• GIVEN REQUEST:
Retype word for word the first line of the listing and each line after it up to the line with "none; border: 0;", with the pictures taken out.

****************************************

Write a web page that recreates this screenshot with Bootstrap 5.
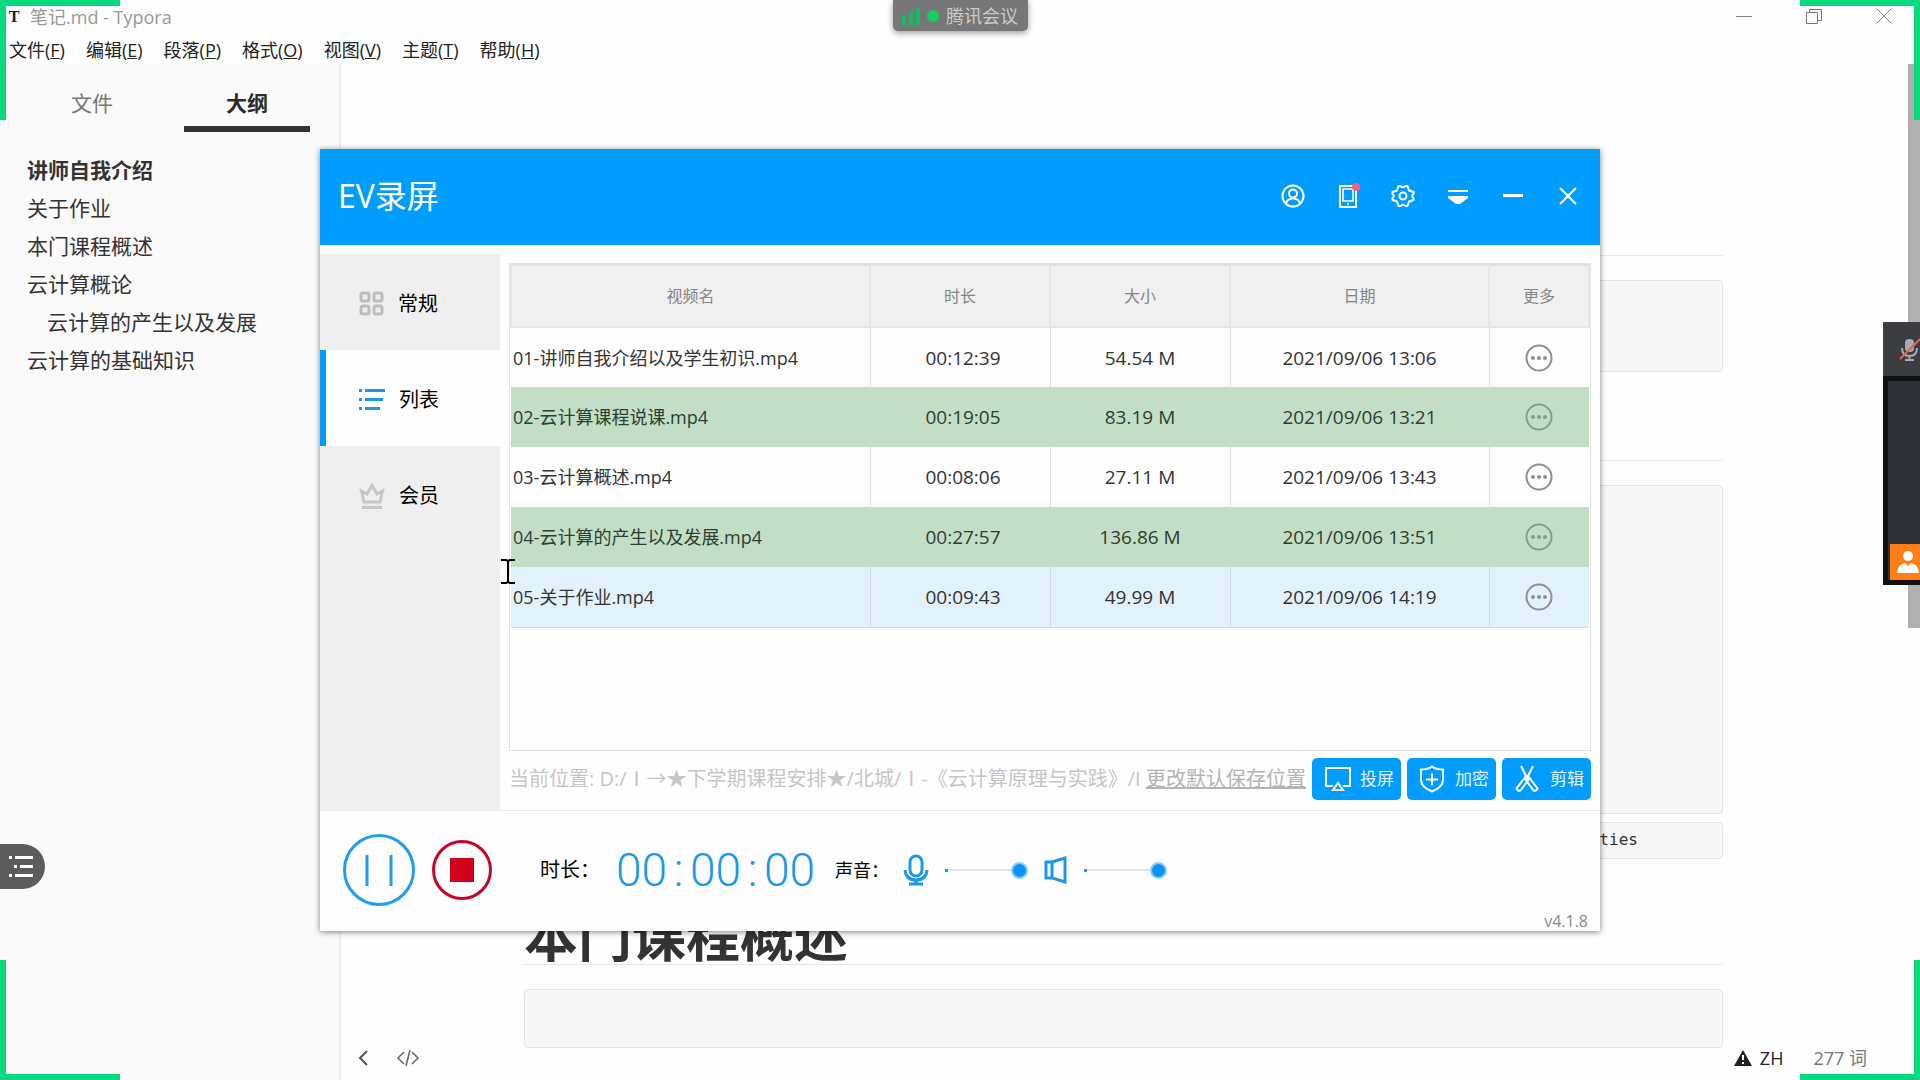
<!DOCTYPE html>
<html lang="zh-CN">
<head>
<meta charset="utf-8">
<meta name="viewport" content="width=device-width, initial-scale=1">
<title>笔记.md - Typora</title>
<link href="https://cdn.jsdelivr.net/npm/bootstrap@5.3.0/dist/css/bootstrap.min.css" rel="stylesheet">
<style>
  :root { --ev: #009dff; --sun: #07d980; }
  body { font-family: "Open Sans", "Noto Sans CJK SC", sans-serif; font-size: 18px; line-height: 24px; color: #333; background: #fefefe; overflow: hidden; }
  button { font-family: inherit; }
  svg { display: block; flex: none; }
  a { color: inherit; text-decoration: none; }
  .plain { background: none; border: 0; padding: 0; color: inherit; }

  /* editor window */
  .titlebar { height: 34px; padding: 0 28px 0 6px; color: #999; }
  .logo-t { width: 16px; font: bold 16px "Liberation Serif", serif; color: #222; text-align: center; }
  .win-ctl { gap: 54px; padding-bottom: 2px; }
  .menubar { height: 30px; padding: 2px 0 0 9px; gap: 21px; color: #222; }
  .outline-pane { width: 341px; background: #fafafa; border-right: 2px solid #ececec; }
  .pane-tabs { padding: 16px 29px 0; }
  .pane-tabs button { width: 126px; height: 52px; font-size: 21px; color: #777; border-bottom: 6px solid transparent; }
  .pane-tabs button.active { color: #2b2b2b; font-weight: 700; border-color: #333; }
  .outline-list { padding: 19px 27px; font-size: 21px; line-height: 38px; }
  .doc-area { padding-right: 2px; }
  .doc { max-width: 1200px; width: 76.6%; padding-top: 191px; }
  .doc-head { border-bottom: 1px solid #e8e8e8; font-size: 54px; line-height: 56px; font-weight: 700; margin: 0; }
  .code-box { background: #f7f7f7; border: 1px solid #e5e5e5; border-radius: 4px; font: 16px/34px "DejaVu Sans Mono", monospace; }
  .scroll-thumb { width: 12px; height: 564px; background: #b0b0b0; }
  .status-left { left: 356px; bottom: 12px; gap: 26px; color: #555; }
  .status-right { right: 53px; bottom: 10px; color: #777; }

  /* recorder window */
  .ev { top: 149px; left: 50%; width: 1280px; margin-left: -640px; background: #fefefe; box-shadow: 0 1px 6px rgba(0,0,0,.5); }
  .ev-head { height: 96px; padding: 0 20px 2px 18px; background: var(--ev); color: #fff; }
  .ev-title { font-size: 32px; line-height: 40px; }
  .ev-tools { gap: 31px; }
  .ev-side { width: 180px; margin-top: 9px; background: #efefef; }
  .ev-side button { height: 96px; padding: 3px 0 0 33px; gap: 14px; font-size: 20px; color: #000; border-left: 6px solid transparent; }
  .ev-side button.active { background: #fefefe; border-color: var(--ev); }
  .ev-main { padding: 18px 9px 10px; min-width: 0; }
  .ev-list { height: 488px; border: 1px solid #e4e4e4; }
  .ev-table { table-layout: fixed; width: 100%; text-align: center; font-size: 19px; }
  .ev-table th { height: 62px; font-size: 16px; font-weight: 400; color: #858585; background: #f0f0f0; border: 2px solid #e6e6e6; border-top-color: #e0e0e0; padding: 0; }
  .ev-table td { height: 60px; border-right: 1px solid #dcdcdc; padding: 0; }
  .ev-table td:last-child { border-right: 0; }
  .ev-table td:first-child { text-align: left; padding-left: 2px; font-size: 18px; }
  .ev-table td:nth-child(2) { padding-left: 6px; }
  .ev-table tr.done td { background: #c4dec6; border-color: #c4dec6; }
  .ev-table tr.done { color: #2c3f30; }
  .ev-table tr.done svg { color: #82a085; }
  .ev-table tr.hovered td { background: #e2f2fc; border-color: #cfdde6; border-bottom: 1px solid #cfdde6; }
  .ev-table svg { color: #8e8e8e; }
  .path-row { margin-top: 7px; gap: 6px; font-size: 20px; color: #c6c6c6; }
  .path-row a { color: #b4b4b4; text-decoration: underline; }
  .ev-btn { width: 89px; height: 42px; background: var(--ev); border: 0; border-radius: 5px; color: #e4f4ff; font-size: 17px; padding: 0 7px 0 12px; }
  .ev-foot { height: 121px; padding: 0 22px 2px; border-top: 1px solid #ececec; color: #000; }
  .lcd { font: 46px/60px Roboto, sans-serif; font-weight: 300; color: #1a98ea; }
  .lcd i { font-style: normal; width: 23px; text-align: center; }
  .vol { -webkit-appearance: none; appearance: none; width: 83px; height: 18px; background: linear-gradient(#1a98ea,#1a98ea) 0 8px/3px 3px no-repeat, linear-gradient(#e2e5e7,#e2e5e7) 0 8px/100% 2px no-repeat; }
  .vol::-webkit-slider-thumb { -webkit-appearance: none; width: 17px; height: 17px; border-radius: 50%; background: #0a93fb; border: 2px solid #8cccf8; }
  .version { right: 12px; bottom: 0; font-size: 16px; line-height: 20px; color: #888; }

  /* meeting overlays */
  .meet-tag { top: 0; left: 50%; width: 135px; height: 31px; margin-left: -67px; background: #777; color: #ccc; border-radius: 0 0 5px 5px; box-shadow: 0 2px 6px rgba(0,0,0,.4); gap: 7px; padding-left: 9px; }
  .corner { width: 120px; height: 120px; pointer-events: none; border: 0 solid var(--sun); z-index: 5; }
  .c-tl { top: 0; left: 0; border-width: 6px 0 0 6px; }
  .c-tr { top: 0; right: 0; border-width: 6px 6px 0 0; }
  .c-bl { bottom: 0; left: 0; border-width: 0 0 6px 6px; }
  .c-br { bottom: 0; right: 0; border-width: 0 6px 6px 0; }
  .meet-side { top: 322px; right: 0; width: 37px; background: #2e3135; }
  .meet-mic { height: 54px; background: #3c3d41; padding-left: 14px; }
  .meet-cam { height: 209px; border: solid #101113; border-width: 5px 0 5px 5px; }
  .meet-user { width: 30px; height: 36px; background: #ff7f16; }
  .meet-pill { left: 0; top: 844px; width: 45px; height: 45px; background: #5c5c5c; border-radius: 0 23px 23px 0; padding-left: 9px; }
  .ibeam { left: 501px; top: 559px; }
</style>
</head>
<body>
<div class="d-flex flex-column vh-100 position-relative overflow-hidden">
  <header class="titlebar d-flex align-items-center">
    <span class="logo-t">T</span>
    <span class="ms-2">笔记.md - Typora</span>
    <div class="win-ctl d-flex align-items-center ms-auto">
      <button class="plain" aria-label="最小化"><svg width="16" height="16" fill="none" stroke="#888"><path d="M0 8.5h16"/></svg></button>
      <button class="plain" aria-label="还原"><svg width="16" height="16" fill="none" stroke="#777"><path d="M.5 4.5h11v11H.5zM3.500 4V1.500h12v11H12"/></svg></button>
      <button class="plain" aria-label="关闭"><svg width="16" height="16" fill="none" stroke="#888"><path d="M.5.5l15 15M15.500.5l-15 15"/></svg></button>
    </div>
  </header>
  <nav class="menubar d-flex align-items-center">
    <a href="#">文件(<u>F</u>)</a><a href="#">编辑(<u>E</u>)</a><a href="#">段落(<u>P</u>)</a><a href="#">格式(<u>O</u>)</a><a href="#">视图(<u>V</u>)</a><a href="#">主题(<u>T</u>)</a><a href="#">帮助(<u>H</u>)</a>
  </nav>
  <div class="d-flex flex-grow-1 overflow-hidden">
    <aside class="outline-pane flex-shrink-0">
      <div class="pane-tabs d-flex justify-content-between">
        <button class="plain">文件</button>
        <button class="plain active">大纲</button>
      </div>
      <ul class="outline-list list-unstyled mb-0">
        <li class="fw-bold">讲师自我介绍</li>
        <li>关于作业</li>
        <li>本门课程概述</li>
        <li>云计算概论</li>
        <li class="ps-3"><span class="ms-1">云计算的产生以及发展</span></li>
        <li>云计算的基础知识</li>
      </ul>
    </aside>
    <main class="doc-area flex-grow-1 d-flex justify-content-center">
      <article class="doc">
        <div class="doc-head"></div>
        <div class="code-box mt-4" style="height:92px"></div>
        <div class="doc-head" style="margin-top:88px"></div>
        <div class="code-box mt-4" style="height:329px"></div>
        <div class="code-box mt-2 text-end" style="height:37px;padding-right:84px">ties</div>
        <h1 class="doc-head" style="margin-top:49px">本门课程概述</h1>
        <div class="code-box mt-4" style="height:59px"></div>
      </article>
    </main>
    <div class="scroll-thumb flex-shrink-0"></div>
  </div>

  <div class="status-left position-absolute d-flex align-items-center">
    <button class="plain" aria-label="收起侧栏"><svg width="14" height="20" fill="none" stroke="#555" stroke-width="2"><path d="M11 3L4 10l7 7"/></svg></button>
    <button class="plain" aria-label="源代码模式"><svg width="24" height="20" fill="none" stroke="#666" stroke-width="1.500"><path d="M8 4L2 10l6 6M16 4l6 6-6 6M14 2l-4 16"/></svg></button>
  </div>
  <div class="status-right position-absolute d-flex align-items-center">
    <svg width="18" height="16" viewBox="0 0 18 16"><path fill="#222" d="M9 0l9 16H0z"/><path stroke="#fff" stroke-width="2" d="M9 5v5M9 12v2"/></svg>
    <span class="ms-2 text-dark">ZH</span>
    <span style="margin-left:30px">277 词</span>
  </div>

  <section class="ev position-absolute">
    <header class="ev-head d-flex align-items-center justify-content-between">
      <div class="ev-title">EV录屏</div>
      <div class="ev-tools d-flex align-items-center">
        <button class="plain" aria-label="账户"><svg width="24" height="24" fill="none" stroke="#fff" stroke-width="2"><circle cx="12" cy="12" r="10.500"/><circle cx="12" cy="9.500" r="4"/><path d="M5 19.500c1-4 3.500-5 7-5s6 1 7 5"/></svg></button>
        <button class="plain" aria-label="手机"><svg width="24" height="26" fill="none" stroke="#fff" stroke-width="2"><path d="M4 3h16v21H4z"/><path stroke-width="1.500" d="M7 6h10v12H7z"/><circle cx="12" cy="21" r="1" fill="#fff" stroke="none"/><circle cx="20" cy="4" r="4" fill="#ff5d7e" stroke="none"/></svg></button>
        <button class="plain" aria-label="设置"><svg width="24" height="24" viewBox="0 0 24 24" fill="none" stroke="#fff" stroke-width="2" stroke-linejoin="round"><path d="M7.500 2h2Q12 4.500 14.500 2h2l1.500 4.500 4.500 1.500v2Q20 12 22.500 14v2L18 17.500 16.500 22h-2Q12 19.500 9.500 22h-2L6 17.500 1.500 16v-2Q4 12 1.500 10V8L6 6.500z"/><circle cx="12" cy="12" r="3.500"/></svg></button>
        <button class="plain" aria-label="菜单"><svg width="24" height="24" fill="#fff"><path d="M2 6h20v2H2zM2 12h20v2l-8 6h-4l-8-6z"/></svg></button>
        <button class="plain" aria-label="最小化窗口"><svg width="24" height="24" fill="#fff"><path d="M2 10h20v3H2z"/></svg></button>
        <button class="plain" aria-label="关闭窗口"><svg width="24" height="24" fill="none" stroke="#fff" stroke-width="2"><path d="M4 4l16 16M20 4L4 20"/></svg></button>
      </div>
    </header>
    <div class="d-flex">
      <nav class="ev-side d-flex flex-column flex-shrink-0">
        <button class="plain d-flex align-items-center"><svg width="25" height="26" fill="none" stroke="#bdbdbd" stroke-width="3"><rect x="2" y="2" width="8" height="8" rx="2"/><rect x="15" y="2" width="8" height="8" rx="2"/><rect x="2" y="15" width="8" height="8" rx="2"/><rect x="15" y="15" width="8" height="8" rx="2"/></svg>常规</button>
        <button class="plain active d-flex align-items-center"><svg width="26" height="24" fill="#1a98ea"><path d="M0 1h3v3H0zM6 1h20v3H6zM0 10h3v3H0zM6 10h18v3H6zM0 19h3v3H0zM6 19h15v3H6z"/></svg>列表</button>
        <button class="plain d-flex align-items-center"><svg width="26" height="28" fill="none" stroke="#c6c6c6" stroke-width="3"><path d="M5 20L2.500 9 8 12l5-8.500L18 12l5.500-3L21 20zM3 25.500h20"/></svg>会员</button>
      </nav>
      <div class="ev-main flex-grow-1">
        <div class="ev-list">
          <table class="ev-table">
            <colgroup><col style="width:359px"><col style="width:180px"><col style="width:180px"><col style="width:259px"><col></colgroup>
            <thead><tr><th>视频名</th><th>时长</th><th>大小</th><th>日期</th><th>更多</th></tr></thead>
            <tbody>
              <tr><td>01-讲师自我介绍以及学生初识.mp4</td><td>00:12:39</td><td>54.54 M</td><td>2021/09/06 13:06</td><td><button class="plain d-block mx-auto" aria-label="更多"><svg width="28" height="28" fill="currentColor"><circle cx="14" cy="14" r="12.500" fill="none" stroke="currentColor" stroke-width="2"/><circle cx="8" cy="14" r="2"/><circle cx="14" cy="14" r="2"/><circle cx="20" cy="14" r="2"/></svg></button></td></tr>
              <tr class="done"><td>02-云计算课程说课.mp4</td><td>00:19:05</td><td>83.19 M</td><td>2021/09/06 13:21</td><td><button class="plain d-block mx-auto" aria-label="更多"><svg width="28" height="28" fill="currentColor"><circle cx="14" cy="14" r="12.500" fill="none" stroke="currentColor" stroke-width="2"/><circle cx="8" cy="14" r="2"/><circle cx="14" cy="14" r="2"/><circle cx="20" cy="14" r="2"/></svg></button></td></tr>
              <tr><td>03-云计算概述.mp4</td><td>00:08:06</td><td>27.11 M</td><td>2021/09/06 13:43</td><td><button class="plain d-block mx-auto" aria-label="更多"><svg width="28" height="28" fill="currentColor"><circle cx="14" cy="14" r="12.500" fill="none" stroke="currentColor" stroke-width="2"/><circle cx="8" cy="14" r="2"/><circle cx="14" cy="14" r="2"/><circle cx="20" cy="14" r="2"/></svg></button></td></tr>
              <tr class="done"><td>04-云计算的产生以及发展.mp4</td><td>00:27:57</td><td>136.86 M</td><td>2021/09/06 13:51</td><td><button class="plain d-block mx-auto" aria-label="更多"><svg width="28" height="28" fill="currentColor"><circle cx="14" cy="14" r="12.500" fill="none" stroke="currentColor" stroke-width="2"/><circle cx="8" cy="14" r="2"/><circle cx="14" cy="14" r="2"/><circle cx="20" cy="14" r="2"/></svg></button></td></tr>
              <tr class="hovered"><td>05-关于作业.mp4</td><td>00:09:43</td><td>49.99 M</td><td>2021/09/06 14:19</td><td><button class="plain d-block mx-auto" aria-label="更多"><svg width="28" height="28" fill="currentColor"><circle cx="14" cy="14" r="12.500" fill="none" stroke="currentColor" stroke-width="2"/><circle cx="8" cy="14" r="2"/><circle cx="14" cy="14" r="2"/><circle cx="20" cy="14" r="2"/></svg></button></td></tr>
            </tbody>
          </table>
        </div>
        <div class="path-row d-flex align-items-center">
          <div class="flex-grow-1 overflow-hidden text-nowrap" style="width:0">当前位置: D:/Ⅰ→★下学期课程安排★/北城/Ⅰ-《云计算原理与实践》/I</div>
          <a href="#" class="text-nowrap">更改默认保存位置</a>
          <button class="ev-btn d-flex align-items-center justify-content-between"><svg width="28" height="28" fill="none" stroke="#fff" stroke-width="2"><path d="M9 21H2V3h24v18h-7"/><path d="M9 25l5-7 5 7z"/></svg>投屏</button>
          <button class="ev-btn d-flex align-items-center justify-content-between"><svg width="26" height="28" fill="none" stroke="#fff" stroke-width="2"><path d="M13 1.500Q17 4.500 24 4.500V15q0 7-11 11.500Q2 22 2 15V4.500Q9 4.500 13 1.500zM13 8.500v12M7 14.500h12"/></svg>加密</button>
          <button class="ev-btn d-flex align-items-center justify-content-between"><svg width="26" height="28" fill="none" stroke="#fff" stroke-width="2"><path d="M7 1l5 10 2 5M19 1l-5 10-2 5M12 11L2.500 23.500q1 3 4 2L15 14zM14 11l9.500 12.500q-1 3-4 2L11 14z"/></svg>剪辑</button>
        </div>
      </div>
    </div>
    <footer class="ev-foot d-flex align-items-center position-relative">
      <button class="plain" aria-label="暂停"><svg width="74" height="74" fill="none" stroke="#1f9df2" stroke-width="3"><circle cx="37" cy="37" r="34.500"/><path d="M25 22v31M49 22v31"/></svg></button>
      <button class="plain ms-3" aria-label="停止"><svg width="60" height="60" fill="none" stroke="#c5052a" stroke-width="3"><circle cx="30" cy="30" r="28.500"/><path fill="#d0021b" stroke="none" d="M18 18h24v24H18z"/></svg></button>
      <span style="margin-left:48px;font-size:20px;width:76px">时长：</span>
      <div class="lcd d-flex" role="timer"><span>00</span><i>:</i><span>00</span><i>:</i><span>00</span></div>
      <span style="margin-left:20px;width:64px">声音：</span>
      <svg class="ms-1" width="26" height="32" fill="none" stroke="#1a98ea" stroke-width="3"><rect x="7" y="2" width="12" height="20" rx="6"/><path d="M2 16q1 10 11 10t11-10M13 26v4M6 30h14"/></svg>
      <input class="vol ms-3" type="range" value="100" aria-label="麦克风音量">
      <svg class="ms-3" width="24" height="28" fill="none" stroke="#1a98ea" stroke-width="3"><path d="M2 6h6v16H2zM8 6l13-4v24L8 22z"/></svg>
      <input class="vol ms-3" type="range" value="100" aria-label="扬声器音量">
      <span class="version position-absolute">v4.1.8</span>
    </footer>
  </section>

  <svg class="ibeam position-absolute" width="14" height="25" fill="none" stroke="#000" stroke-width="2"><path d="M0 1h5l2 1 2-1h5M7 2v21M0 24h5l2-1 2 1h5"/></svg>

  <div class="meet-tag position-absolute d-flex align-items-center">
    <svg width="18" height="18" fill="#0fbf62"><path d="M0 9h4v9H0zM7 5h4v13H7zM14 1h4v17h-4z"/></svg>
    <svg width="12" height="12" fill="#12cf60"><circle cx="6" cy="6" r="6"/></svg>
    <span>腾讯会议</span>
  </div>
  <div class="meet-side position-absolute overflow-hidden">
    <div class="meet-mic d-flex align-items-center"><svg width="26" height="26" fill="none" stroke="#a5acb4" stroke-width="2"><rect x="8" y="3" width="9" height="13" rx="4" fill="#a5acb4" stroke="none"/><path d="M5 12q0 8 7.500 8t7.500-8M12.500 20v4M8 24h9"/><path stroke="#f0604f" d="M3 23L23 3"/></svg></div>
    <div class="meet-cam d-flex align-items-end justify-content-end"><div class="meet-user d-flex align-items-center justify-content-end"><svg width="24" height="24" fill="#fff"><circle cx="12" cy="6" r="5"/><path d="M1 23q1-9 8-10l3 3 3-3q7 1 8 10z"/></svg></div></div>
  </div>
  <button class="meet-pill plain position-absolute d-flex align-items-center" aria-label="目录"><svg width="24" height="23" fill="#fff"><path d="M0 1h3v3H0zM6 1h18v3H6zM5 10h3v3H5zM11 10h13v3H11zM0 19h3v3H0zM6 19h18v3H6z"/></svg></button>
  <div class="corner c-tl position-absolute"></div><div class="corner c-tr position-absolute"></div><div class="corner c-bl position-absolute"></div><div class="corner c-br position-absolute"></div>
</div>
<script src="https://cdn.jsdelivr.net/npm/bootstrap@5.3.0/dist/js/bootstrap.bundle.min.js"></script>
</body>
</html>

****************************************

• SOLUTION FOR THIS EXERCISE:
Write a web page that recreates this screenshot with Bootstrap 5.
<!DOCTYPE html>
<html lang="zh-CN">
<head>
<meta charset="utf-8">
<meta name="viewport" content="width=device-width, initial-scale=1">
<title>笔记.md - Typora</title>
<link href="https://cdn.jsdelivr.net/npm/bootstrap@5.3.0/dist/css/bootstrap.min.css" rel="stylesheet">
<style>
  :root { --ev: #009dff; --sun: #07d980; }
  body { font-family: "Open Sans", "Noto Sans CJK SC", sans-serif; font-size: 18px; line-height: 24px; color: #333; background: #fefefe; overflow: hidden; }
  button { font-family: inherit; }
  svg { display: block; flex: none; }
  a { color: inherit; text-decoration: none; }
  .plain { background: none; border: 0; padding: 0; color: inherit; }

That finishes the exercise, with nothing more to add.